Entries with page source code
------------------------------------

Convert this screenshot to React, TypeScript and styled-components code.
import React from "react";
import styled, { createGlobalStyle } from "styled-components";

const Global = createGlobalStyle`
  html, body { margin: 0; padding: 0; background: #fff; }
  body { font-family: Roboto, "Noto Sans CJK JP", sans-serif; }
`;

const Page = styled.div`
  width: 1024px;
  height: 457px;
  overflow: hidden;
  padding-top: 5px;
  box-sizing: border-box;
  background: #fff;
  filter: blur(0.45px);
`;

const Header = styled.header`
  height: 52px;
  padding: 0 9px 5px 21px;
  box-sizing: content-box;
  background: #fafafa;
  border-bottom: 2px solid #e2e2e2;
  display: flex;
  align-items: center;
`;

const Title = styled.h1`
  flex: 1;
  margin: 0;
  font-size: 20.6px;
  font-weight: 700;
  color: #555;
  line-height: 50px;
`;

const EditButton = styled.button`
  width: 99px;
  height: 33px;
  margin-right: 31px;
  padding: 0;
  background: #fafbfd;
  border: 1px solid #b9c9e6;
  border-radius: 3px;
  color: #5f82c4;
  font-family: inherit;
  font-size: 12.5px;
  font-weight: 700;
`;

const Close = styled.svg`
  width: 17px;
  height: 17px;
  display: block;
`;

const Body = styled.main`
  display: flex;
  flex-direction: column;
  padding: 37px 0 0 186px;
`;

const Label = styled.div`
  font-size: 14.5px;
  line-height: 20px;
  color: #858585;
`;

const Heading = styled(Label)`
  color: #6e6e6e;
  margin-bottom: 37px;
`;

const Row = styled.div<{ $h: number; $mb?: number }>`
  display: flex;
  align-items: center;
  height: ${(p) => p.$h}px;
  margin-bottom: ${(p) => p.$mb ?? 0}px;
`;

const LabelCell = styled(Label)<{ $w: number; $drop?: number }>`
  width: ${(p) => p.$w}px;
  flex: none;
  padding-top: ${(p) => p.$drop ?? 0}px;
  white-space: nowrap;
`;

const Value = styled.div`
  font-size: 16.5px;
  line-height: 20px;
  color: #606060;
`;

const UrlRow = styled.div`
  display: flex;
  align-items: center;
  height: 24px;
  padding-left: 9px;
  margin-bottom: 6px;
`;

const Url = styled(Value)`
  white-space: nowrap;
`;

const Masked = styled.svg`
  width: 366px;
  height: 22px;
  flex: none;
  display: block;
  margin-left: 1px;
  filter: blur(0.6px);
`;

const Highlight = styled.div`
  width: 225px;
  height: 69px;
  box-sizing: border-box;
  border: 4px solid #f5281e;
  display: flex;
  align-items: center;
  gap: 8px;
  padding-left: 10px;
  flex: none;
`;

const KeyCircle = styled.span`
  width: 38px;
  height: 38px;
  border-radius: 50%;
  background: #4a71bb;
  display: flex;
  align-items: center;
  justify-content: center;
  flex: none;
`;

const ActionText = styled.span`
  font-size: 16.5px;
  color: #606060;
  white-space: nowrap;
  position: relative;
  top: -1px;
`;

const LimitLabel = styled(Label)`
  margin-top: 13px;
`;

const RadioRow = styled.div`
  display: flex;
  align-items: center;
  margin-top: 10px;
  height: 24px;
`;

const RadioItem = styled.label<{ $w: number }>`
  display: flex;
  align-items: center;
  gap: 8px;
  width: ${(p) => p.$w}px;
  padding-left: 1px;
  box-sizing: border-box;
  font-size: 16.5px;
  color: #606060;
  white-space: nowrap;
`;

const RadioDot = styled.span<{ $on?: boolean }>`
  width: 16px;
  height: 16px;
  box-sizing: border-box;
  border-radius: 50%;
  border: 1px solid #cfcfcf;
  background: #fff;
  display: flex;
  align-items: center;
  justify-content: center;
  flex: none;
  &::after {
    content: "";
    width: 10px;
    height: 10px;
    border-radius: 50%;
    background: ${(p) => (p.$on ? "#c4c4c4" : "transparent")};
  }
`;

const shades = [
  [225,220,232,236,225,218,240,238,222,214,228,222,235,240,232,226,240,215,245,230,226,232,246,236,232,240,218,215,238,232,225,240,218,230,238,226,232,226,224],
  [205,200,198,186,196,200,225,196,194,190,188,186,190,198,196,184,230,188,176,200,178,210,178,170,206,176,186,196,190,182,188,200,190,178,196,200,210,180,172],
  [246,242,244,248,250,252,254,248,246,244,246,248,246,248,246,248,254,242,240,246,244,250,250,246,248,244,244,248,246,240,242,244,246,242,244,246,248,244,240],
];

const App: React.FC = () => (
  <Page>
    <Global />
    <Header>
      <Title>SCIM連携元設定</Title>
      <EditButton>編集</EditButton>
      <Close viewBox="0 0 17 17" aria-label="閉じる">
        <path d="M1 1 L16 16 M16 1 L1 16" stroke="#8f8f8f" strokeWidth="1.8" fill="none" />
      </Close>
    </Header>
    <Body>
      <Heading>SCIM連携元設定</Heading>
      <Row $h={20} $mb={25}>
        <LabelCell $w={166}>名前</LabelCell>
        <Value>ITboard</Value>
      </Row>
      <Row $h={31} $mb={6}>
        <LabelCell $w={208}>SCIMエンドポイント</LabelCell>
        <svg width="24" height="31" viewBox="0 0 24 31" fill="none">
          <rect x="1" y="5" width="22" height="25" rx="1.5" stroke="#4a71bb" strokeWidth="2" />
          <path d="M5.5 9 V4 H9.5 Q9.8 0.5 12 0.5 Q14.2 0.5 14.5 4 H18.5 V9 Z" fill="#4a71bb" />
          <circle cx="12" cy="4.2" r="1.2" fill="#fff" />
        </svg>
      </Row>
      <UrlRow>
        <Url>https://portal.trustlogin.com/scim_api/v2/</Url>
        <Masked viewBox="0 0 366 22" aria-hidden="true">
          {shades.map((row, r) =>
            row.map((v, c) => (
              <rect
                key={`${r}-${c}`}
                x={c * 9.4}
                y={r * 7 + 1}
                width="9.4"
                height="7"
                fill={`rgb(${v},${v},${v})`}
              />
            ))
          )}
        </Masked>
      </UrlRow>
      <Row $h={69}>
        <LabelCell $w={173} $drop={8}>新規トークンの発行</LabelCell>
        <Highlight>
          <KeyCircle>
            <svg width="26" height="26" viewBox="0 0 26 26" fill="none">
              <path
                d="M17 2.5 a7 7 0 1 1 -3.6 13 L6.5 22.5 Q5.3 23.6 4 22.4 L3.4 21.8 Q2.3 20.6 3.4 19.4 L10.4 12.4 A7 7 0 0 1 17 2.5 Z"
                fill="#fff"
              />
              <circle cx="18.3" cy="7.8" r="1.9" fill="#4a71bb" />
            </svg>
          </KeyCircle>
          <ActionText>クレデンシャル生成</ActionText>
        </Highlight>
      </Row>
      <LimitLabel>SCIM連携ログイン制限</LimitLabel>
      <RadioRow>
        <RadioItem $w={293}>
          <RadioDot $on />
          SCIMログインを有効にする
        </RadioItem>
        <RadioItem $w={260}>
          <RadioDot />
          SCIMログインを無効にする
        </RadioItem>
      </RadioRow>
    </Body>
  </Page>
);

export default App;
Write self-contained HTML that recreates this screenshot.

------------------------------------

-- Direction --
Quote the material exactly, leaving nothing out.

-- Right answer --
Convert this screenshot to React, TypeScript and styled-components code.
import React from "react";
import styled, { createGlobalStyle } from "styled-components";

const Global = createGlobalStyle`
  html, body { margin: 0; padding: 0; background: #fff; }
  body { font-family: Roboto, "Noto Sans CJK JP", sans-serif; }
`;

const Page = styled.div`
  width: 1024px;
  height: 457px;
  overflow: hidden;
  padding-top: 5px;
  box-sizing: border-box;
  background: #fff;
  filter: blur(0.45px);
`;

const Header = styled.header`
  height: 52px;
  padding: 0 9px 5px 21px;
  box-sizing: content-box;
  background: #fafafa;
  border-bottom: 2px solid #e2e2e2;
  display: flex;
  align-items: center;
`;

const Title = styled.h1`
  flex: 1;
  margin: 0;
  font-size: 20.6px;
  font-weight: 700;
  color: #555;
  line-height: 50px;
`;

const EditButton = styled.button`
  width: 99px;
  height: 33px;
  margin-right: 31px;
  padding: 0;
  background: #fafbfd;
  border: 1px solid #b9c9e6;
  border-radius: 3px;
  color: #5f82c4;
  font-family: inherit;
  font-size: 12.5px;
  font-weight: 700;
`;

const Close = styled.svg`
  width: 17px;
  height: 17px;
  display: block;
`;

const Body = styled.main`
  display: flex;
  flex-direction: column;
  padding: 37px 0 0 186px;
`;

const Label = styled.div`
  font-size: 14.5px;
  line-height: 20px;
  color: #858585;
`;

const Heading = styled(Label)`
  color: #6e6e6e;
  margin-bottom: 37px;
`;

const Row = styled.div<{ $h: number; $mb?: number }>`
  display: flex;
  align-items: center;
  height: ${(p) => p.$h}px;
  margin-bottom: ${(p) => p.$mb ?? 0}px;
`;

const LabelCell = styled(Label)<{ $w: number; $drop?: number }>`
  width: ${(p) => p.$w}px;
  flex: none;
  padding-top: ${(p) => p.$drop ?? 0}px;
  white-space: nowrap;
`;

const Value = styled.div`
  font-size: 16.5px;
  line-height: 20px;
  color: #606060;
`;

const UrlRow = styled.div`
  display: flex;
  align-items: center;
  height: 24px;
  padding-left: 9px;
  margin-bottom: 6px;
`;

const Url = styled(Value)`
  white-space: nowrap;
`;

const Masked = styled.svg`
  width: 366px;
  height: 22px;
  flex: none;
  display: block;
  margin-left: 1px;
  filter: blur(0.6px);
`;

const Highlight = styled.div`
  width: 225px;
  height: 69px;
  box-sizing: border-box;
  border: 4px solid #f5281e;
  display: flex;
  align-items: center;
  gap: 8px;
  padding-left: 10px;
  flex: none;
`;

const KeyCircle = styled.span`
  width: 38px;
  height: 38px;
  border-radius: 50%;
  background: #4a71bb;
  display: flex;
  align-items: center;
  justify-content: center;
  flex: none;
`;

const ActionText = styled.span`
  font-size: 16.5px;
  color: #606060;
  white-space: nowrap;
  position: relative;
  top: -1px;
`;

const LimitLabel = styled(Label)`
  margin-top: 13px;
`;

const RadioRow = styled.div`
  display: flex;
  align-items: center;
  margin-top: 10px;
  height: 24px;
`;

const RadioItem = styled.label<{ $w: number }>`
  display: flex;
  align-items: center;
  gap: 8px;
  width: ${(p) => p.$w}px;
  padding-left: 1px;
  box-sizing: border-box;
  font-size: 16.5px;
  color: #606060;
  white-space: nowrap;
`;

const RadioDot = styled.span<{ $on?: boolean }>`
  width: 16px;
  height: 16px;
  box-sizing: border-box;
  border-radius: 50%;
  border: 1px solid #cfcfcf;
  background: #fff;
  display: flex;
  align-items: center;
  justify-content: center;
  flex: none;
  &::after {
    content: "";
    width: 10px;
    height: 10px;
    border-radius: 50%;
    background: ${(p) => (p.$on ? "#c4c4c4" : "transparent")};
  }
`;

const shades = [
  [225,220,232,236,225,218,240,238,222,214,228,222,235,240,232,226,240,215,245,230,226,232,246,236,232,240,218,215,238,232,225,240,218,230,238,226,232,226,224],
  [205,200,198,186,196,200,225,196,194,190,188,186,190,198,196,184,230,188,176,200,178,210,178,170,206,176,186,196,190,182,188,200,190,178,196,200,210,180,172],
  [246,242,244,248,250,252,254,248,246,244,246,248,246,248,246,248,254,242,240,246,244,250,250,246,248,244,244,248,246,240,242,244,246,242,244,246,248,244,240],
];

const App: React.FC = () => (
  <Page>
    <Global />
    <Header>
      <Title>SCIM連携元設定</Title>
      <EditButton>編集</EditButton>
      <Close viewBox="0 0 17 17" aria-label="閉じる">
        <path d="M1 1 L16 16 M16 1 L1 16" stroke="#8f8f8f" strokeWidth="1.8" fill="none" />
      </Close>
    </Header>
    <Body>
      <Heading>SCIM連携元設定</Heading>
      <Row $h={20} $mb={25}>
        <LabelCell $w={166}>名前</LabelCell>
        <Value>ITboard</Value>
      </Row>
      <Row $h={31} $mb={6}>
        <LabelCell $w={208}>SCIMエンドポイント</LabelCell>
        <svg width="24" height="31" viewBox="0 0 24 31" fill="none">
          <rect x="1" y="5" width="22" height="25" rx="1.5" stroke="#4a71bb" strokeWidth="2" />
          <path d="M5.5 9 V4 H9.5 Q9.8 0.5 12 0.5 Q14.2 0.5 14.5 4 H18.5 V9 Z" fill="#4a71bb" />
          <circle cx="12" cy="4.2" r="1.2" fill="#fff" />
        </svg>
      </Row>
      <UrlRow>
        <Url>https://portal.trustlogin.com/scim_api/v2/</Url>
        <Masked viewBox="0 0 366 22" aria-hidden="true">
          {shades.map((row, r) =>
            row.map((v, c) => (
              <rect
                key={`${r}-${c}`}
                x={c * 9.4}
                y={r * 7 + 1}
                width="9.4"
                height="7"
                fill={`rgb(${v},${v},${v})`}
              />
            ))
          )}
        </Masked>
      </UrlRow>
      <Row $h={69}>
        <LabelCell $w={173} $drop={8}>新規トークンの発行</LabelCell>
        <Highlight>
          <KeyCircle>
            <svg width="26" height="26" viewBox="0 0 26 26" fill="none">
              <path
                d="M17 2.5 a7 7 0 1 1 -3.6 13 L6.5 22.5 Q5.3 23.6 4 22.4 L3.4 21.8 Q2.3 20.6 3.4 19.4 L10.4 12.4 A7 7 0 0 1 17 2.5 Z"
                fill="#fff"
              />
              <circle cx="18.3" cy="7.8" r="1.9" fill="#4a71bb" />
            </svg>
          </KeyCircle>
          <ActionText>クレデンシャル生成</ActionText>
        </Highlight>
      </Row>
      <LimitLabel>SCIM連携ログイン制限</LimitLabel>
      <RadioRow>
        <RadioItem $w={293}>
          <RadioDot $on />
          SCIMログインを有効にする
        </RadioItem>
        <RadioItem $w={260}>
          <RadioDot />
          SCIMログインを無効にする
        </RadioItem>
      </RadioRow>
    </Body>
  </Page>
);

export default App;
Write self-contained HTML that recreates this screenshot.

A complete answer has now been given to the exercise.